BIOGRAPHY
Levon Helm, born Mark Lavon Helm on May 26, 1940 in Marvell, Arkansas, was an American singer, actor, and multi-instrumentalist, best known as the drummer and frequent lead and backing vocalist for The Band.
Lavon grew up in a musical home where all the children were encouraged to play and sing. He started playing guitar at the age of 8 and added the drums into the mix soon after.
Helm was plucked up by rocker, Ronnie Hawkins, to join his band in 1957. During this time Hawkins united with four other musicians who would later go on to become the core of The Band: Richard Manuel, Rick Danko, Robbie Robertson and Garth Hudson. The group of musicians eventually split with Hawkins and in 1965, connected with Bob Dylan to help the then folk icon transition into an electric sound.
The Band went on to release a string of rock classics and broke up in 1976 after an all-star Thanksgiving concert at the Winterland ballroom in San Francisco. Martin Scorsese had filmed the concert and released it as "The Last Waltz."

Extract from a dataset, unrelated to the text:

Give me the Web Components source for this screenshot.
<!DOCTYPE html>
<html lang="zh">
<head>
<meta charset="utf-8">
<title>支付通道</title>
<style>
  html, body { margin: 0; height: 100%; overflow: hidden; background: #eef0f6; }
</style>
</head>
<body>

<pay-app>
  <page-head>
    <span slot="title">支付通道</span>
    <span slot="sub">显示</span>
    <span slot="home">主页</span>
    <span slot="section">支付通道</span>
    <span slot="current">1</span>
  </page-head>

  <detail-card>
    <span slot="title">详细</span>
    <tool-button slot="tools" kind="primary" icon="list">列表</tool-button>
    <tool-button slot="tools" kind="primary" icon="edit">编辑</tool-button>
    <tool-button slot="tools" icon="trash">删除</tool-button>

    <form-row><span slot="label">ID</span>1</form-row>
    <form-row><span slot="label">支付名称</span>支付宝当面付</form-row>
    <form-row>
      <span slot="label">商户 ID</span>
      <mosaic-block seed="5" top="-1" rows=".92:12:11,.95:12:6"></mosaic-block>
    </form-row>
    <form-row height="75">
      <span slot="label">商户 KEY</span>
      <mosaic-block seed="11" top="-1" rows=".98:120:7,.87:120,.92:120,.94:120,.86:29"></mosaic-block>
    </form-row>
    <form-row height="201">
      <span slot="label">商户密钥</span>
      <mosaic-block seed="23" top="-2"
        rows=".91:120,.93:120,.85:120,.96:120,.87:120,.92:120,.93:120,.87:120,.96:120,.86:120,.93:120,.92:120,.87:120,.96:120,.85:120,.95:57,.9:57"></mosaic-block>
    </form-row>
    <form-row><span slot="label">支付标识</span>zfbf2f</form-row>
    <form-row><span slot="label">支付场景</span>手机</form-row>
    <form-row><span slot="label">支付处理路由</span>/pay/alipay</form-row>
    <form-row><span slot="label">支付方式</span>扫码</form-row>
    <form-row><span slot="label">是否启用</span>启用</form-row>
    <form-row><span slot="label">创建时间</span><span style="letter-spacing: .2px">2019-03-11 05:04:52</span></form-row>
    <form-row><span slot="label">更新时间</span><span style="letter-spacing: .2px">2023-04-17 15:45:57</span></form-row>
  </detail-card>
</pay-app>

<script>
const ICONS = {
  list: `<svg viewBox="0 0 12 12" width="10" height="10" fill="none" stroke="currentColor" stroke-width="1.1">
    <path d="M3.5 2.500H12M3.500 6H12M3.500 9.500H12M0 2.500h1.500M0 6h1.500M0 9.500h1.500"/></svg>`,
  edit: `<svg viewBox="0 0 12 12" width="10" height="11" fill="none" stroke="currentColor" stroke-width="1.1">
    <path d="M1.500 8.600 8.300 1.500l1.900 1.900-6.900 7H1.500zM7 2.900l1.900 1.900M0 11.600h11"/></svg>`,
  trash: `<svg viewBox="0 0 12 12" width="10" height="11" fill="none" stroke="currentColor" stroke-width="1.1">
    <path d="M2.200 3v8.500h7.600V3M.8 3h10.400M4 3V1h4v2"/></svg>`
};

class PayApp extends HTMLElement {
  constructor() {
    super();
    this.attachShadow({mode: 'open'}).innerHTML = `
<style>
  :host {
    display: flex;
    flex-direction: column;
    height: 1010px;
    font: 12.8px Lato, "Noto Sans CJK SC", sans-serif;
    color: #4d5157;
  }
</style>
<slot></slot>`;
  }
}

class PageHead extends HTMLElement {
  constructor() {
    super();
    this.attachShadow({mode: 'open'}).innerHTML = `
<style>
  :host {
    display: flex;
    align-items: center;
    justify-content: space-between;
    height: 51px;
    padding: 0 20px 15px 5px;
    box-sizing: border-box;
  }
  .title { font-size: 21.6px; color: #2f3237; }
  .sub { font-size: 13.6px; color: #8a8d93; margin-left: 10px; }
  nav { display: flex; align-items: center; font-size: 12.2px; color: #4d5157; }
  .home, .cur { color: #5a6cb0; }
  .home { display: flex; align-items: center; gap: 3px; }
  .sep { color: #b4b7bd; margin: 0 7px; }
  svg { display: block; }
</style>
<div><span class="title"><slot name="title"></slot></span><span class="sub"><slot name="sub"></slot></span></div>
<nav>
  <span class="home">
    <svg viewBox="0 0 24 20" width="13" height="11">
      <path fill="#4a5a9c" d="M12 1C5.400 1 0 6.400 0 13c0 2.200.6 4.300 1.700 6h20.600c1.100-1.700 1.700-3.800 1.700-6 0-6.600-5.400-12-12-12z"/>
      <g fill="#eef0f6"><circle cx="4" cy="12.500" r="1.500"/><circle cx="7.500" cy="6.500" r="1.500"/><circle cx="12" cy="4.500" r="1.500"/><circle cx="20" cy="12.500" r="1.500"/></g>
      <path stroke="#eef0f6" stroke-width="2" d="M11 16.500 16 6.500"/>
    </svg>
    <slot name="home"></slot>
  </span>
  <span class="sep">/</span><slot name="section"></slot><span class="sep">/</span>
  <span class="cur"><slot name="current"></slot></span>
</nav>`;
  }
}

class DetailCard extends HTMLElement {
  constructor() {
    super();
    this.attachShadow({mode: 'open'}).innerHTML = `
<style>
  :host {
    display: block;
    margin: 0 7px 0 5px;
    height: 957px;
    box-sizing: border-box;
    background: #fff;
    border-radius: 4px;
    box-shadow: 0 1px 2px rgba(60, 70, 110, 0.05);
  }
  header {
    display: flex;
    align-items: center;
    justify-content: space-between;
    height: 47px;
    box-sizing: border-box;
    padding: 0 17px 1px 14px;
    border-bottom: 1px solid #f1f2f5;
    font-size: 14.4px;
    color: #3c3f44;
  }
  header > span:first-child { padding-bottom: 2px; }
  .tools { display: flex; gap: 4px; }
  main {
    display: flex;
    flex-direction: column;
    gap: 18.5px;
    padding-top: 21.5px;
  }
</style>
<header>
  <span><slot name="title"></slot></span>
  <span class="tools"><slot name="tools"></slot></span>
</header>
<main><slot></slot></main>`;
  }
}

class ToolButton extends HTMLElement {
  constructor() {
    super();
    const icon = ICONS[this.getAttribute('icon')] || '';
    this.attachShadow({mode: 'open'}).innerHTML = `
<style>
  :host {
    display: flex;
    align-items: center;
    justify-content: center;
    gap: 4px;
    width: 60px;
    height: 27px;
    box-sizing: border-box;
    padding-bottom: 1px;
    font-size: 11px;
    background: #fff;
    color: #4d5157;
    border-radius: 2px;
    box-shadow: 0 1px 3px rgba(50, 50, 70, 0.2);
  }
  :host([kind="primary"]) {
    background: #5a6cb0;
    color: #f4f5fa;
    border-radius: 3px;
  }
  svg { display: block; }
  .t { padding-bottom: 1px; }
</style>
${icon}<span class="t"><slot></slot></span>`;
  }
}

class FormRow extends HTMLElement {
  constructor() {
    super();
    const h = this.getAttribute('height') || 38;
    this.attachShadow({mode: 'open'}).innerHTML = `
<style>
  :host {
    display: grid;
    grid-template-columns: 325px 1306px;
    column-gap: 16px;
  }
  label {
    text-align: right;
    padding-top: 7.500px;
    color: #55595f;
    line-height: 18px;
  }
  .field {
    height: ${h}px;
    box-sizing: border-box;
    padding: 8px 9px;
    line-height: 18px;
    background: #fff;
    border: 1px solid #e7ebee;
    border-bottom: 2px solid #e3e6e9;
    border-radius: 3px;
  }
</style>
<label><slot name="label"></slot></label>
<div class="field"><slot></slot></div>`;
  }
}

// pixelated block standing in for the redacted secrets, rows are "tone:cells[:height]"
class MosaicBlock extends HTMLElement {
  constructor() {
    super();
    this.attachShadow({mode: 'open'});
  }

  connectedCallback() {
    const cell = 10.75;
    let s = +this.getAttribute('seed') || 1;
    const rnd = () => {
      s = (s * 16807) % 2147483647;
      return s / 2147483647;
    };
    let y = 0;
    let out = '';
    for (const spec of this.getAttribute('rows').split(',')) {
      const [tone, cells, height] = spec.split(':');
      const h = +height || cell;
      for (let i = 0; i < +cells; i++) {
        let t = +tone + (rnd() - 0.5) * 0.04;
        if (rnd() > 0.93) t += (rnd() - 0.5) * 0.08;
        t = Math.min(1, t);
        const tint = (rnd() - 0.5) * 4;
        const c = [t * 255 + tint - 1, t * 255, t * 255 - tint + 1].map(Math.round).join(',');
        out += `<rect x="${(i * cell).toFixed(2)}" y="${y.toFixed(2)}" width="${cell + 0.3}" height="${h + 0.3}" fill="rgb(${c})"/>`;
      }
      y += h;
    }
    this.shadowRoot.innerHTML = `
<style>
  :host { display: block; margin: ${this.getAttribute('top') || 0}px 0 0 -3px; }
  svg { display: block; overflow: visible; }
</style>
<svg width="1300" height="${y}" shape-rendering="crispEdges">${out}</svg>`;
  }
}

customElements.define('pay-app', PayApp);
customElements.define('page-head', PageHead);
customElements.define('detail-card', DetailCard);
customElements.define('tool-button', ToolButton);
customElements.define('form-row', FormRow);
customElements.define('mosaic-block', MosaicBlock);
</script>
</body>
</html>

Levon Helm not only played drums for The Band, but shared background and lead vocal duties as well. It was Helm's signature Southern drawl that helped make iconic songs such as "The Weight," "Up on Cripple Creek" and "The Night They Drove Old Dixie Down" rock classics.
In 1998, Helm was diagnosed with throat cancer. He struggled to regain his voice and pay spiraling medical bills. Although he initially lost his ability to sing, Helm continued to play drums, mandolin and harmonica alongside his daughter Amy, performing in a series of shows at his Woodstock, New York, studios called the Midnight Ramble. Since 2004, the shows have grown in legend, attracting everyone from Elvis Costello and Norah Jones to My Morning Jacket, Steve Earle and Emmylou Harris. The weekly concerts attracted sold-out audiences that not only helped pay the bills, but also kick-started Helm's recording career and produced the back-to-back Grammy-winning albums Dirt Farmer (2007) and Electric Dirt (2009).
In 2008, Helm gave a concert at the Ryman Auditorium in Nashville, Tennessee, which was recorded and later released (2011) as the live album, Ramble on the Ryman, which earned him a Grammy Award for "Best Americana Album."
On April 17, 2012, Helm's wife, Sandy, and daughter, Amy, posted the following on LevonHelm.com: "Levon is in the final stages of his battle with cancer. Please send your prayers and love to him as he makes his way through this part of his journey. Thank you fans and music lovers who have made his life so filled with joy and celebration ... he has loved nothing more than to play, to fill the room up with music, lay down the back beat, and make the people dance! He did it every time he took the stage...?"
Levon Helm, former drummer for the Rock & Roll Hall of Fame group, The Band, died April 19, 2012, after a long-running battle with cancer; he was 71.